イギリスでは、不動産を所有することは、中流の象徴であり、その結果、その人たちの多くは、保守党を支持することとなり、この政策は、保守党支持の強化に役立った。一方、労働党はこの政策を嫌った。利用できる公営住宅の数が減ることとなり、しかも保守党の勢力拡大の道具という意識があったためだ。そのため、1997年からの労働党政権では、割引率を徐々に下げた。ところが、キャメロン政権では、その割引率を大幅に拡大し、現在では、最大限70%の割引が適用されることとなっている。

今回の保守党のマニフェストでの公約は、この方式をイングランドの住宅組合の家にも、公営住宅と同様、住民が買える仕組みを導入するというものである。住宅組合は、民間の組織であるが、公共的な役割を果たしており、公費を受け取っているが、これまで大半の住宅には購入制度はなかった。しかし、もし、保守党が総選挙後に政権を担当することとなれば、この制度を利用できる世帯は130万ある。

保守党は、この政策を、低中所得層への明るい材料とし、特にこの層に多い、UKIP支持を保守党支持へと向ける狙いがあった。

しかしながら、この政策には少なからぬ批判がある。まず、この政策の実施に必要なお金の調達方法である。それぞれの地方自治体の公営住宅のうち、最も価値のあるトップの3分の1の公営住宅が空いた場合、それを販売した収益を充てることにしている。この収益から、その住宅の割引額、そして、汚染されているなどの理由で使えない、もしくは使っていない用地を使えるようにする費用、さらに、売った住宅の代替住宅を建設する費用に充てられることになっており、その金額は年に45億ポンド(8100億円:£1=180円)が期待されており、政府の追加の財源は必要ないことになっている。
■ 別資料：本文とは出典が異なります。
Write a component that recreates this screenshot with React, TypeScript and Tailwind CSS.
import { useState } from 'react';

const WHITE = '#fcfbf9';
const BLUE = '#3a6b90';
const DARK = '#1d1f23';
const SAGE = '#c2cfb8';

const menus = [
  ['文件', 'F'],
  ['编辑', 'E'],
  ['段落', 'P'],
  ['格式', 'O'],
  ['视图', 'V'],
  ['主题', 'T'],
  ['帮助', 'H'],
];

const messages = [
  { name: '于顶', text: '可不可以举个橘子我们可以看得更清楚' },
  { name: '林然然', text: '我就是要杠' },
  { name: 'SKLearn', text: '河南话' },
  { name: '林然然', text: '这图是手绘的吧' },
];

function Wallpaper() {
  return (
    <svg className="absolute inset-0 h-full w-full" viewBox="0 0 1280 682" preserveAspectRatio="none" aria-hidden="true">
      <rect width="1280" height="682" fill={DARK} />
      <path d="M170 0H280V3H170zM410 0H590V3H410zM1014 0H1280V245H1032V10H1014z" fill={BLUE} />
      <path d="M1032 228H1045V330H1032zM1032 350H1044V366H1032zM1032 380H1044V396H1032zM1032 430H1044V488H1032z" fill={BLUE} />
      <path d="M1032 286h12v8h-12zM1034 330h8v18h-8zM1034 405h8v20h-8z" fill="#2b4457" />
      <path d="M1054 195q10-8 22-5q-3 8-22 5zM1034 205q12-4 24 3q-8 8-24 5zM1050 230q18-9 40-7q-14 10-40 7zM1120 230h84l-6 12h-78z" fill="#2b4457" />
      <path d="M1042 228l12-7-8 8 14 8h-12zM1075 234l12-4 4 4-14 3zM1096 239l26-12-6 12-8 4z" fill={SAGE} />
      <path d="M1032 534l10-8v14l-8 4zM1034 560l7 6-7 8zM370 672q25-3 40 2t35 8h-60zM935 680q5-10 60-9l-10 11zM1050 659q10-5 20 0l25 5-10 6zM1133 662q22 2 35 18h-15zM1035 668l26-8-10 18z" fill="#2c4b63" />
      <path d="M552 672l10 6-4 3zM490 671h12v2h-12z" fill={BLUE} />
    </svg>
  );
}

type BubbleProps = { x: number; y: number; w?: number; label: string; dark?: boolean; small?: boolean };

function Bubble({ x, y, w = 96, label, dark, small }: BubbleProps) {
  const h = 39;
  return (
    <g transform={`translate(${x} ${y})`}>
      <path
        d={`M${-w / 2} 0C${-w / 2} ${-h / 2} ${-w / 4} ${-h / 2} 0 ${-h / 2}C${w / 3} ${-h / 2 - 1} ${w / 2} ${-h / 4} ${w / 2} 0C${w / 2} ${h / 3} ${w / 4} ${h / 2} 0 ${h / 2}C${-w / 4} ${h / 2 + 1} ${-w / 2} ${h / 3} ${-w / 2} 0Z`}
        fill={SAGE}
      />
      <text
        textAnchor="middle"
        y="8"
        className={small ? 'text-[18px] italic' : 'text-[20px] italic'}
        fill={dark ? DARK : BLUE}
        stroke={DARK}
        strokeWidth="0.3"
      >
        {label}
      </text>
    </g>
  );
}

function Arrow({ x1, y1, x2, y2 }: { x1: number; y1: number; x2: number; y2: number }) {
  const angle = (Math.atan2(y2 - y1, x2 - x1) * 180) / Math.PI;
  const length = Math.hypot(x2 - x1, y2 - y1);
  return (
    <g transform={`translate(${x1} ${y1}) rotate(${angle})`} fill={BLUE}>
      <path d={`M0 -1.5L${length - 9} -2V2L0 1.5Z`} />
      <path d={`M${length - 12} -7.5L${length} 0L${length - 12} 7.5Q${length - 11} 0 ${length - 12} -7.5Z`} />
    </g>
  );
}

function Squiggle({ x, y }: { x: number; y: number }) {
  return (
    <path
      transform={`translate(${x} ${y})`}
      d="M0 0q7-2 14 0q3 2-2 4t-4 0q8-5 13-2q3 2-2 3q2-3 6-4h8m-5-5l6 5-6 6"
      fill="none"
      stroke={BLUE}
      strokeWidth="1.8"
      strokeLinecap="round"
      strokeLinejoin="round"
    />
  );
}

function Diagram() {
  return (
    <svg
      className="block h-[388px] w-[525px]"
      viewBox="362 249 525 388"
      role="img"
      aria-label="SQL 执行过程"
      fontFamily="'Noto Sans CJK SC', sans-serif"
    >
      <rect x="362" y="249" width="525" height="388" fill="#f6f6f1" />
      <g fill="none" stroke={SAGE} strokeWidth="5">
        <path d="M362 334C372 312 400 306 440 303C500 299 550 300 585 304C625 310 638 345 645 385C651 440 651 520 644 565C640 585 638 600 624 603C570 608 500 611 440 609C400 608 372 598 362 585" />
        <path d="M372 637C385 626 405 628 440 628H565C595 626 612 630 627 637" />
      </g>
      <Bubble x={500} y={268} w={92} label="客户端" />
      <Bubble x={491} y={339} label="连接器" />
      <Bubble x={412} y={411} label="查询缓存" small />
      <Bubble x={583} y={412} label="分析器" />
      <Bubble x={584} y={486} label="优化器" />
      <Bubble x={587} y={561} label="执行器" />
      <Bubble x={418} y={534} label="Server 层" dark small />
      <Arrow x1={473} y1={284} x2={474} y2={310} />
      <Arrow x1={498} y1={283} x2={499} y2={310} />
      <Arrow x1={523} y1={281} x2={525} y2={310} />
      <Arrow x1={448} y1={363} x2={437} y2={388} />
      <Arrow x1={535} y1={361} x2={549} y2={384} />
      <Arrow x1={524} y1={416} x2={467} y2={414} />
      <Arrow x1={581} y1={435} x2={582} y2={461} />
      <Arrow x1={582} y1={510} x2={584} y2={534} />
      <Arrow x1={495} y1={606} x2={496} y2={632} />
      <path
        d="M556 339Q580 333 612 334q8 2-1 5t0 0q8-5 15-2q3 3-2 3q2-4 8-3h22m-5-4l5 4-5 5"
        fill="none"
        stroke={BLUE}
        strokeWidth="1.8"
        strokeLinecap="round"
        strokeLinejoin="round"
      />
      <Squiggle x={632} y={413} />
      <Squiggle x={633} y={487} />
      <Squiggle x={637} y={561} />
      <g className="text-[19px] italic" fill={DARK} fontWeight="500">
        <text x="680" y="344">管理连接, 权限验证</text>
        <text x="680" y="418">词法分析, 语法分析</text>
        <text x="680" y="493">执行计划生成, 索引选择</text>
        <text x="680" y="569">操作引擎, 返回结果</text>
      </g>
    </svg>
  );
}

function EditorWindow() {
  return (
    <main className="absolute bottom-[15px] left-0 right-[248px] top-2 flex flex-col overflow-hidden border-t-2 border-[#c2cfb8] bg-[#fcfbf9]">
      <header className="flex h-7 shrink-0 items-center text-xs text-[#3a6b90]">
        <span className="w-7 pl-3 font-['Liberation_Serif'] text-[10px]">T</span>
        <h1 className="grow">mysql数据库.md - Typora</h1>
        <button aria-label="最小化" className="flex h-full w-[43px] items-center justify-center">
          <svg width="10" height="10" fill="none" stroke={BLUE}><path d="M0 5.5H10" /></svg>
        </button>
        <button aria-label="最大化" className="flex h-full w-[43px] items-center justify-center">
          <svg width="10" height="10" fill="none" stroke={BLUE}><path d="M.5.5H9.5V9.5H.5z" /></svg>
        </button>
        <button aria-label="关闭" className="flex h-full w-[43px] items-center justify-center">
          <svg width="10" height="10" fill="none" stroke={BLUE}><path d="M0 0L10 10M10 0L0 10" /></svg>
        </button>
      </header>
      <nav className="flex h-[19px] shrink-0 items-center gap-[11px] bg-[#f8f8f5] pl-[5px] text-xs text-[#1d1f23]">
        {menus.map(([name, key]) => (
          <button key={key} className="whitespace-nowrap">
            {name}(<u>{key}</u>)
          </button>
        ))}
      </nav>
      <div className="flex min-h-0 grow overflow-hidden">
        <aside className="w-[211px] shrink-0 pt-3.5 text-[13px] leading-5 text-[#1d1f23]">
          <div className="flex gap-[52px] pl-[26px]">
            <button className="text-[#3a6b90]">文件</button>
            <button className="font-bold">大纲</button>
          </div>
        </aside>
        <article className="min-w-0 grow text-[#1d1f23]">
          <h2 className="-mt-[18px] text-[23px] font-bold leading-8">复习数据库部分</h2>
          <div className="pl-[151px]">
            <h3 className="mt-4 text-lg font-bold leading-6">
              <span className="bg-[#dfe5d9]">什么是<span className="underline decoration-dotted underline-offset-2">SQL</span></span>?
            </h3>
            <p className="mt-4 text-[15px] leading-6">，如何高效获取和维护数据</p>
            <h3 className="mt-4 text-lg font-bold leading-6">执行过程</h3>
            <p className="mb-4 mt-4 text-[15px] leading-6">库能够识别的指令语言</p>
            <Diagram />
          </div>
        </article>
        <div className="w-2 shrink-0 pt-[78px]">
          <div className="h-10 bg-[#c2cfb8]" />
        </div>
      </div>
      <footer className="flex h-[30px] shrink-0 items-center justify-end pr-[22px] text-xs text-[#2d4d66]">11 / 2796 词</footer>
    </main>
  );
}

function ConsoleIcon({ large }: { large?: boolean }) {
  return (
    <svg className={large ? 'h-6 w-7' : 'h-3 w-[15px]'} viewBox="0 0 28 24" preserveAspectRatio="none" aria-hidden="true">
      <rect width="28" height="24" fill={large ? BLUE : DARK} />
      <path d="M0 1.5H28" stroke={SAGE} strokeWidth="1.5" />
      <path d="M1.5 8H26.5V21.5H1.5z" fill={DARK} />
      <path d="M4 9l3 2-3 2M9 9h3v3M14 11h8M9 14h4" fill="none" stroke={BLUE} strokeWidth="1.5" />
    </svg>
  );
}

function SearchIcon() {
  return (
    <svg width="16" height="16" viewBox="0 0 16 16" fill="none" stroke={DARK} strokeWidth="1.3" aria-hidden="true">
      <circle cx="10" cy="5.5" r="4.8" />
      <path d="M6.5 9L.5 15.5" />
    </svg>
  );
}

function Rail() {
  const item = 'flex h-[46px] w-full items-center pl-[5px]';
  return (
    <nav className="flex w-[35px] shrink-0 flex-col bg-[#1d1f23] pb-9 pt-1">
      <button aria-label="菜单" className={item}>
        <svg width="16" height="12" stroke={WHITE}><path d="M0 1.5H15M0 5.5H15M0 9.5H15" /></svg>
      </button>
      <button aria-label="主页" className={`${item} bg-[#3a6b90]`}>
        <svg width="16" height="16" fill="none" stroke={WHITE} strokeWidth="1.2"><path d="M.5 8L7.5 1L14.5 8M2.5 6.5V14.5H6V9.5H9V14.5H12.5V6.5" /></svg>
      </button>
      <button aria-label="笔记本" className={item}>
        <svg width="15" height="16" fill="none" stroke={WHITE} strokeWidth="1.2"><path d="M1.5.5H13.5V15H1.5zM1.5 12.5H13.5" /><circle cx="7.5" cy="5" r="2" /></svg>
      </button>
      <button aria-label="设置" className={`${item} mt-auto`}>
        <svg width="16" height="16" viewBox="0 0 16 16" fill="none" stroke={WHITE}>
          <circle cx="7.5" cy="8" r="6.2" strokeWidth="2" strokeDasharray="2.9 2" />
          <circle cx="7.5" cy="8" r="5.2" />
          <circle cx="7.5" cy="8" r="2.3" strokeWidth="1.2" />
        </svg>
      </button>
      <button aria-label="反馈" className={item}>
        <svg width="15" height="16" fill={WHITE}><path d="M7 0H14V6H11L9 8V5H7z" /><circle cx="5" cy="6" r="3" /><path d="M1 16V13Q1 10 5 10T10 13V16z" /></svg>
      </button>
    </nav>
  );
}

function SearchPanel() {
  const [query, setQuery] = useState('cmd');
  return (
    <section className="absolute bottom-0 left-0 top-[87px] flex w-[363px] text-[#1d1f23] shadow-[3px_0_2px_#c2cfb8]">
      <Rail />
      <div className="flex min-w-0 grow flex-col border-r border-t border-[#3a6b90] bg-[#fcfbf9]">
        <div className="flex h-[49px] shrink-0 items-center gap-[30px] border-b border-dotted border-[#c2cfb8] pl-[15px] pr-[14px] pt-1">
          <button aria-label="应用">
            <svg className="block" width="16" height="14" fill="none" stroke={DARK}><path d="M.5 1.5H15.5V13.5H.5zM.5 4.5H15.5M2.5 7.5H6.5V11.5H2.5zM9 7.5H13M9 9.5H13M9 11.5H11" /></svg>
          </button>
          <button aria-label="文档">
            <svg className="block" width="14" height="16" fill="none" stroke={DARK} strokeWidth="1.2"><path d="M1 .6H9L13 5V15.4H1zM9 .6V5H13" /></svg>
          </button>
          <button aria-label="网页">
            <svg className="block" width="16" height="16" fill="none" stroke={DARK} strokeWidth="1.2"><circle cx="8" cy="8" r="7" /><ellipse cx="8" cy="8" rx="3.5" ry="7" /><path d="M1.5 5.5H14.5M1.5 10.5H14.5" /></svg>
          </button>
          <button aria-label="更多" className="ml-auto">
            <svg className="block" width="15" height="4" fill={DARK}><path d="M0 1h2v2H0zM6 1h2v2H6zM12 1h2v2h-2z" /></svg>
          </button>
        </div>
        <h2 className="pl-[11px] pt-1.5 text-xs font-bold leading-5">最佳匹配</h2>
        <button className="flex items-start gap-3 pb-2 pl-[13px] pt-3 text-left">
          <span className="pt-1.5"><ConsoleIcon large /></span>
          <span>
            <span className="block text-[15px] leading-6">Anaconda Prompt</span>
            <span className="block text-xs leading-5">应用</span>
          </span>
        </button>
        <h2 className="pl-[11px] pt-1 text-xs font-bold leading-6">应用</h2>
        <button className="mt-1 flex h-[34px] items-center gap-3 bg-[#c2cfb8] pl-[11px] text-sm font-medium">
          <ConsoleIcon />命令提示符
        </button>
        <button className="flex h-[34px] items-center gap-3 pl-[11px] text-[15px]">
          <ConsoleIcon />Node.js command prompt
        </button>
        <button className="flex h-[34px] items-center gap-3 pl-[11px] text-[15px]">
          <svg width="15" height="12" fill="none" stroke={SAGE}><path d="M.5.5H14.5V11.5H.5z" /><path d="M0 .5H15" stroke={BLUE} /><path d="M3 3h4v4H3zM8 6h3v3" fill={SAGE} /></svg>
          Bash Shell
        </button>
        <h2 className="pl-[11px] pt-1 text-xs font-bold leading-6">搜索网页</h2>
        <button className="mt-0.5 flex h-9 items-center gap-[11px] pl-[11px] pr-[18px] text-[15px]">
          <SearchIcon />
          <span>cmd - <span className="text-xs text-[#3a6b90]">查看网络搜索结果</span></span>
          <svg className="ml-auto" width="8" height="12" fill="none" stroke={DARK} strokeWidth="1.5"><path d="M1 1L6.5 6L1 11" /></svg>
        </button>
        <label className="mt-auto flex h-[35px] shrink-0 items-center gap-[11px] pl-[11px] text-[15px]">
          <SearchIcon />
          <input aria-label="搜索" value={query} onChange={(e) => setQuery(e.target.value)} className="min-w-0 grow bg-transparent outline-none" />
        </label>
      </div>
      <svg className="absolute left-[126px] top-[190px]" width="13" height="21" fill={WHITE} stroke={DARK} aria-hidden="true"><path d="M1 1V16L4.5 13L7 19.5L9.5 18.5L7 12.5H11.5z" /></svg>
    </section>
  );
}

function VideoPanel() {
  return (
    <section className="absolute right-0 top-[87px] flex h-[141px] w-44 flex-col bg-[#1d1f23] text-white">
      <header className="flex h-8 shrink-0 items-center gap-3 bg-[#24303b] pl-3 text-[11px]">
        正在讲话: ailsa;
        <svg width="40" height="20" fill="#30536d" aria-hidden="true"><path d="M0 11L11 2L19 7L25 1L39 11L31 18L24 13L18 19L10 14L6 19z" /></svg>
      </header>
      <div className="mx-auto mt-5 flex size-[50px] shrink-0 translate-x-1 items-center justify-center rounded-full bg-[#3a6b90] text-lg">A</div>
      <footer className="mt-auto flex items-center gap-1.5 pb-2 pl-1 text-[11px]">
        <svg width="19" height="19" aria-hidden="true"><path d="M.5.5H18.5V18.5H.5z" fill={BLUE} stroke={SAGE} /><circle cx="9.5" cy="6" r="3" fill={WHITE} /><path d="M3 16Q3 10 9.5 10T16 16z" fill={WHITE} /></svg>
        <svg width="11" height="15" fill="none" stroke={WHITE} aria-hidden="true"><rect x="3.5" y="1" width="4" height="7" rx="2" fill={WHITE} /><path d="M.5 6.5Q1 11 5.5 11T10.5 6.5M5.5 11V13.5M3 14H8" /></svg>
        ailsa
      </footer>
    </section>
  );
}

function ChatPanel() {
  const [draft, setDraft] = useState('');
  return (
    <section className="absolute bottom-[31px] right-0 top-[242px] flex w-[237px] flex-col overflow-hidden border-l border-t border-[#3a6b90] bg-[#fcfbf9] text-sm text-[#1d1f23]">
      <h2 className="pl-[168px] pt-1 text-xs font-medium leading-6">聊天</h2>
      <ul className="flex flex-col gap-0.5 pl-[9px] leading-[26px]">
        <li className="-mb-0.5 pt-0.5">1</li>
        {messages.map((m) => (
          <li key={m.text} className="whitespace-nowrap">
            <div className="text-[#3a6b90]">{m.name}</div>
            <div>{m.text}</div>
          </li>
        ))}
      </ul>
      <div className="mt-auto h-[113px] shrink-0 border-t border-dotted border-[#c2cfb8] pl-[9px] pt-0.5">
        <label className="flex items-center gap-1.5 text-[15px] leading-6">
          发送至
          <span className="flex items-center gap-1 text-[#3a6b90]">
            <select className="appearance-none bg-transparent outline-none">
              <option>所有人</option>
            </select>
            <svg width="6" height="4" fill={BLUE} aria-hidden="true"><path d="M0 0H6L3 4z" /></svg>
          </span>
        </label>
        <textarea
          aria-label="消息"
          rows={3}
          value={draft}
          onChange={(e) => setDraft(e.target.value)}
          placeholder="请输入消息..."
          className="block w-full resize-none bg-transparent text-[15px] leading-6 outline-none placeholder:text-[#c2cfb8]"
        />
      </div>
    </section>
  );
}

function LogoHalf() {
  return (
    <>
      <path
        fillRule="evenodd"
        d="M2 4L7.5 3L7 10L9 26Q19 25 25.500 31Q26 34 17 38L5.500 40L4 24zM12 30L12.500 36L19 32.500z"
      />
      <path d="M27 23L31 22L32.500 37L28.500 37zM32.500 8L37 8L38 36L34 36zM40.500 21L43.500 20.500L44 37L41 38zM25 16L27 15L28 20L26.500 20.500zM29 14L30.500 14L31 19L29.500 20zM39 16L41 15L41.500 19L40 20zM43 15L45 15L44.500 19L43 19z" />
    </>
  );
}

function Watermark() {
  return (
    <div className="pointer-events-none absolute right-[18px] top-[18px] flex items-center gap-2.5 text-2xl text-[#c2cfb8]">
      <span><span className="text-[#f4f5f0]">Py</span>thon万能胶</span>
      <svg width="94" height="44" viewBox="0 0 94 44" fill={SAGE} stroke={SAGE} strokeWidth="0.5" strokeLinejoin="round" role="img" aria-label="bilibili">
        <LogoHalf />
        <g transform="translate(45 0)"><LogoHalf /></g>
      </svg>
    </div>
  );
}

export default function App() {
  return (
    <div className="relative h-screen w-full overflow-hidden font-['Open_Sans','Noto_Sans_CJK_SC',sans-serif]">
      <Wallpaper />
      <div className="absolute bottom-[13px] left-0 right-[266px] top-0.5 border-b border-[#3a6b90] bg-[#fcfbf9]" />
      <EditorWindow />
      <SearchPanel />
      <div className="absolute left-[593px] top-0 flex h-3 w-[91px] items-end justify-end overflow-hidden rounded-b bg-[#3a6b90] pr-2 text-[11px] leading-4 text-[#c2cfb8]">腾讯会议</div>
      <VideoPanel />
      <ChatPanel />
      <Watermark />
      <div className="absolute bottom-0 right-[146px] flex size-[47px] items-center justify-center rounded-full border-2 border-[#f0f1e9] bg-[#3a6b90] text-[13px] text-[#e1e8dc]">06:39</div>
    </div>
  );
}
ただし、これが計画通りにいくかどうかには疑問がある上、売った後、その代替の住宅を建設したとしても、それまでにはかなりの時間がかかり、ただでさえ、住宅の供給が大幅に遅れている状態をさらに悪化させる可能性が高い。

労働党は、この計画は、お金の裏付けがないと批判している。サッチャー政権時代、特にその初期に大きなインパクトがあったが、その効果が、今回もあるかには疑問がある。保守党のマニフェストの目玉のうちの一つで、保守党支持新聞が特に大きく第一面で報じたが、これで保守党支持への大きな原動力となるだろうか?

保守党のマニフェスト発表は、インパクトを欠き、恐らく、このまま労働党との支持獲得競争が膠着したまま、投票日を迎えるのではないかと思われる。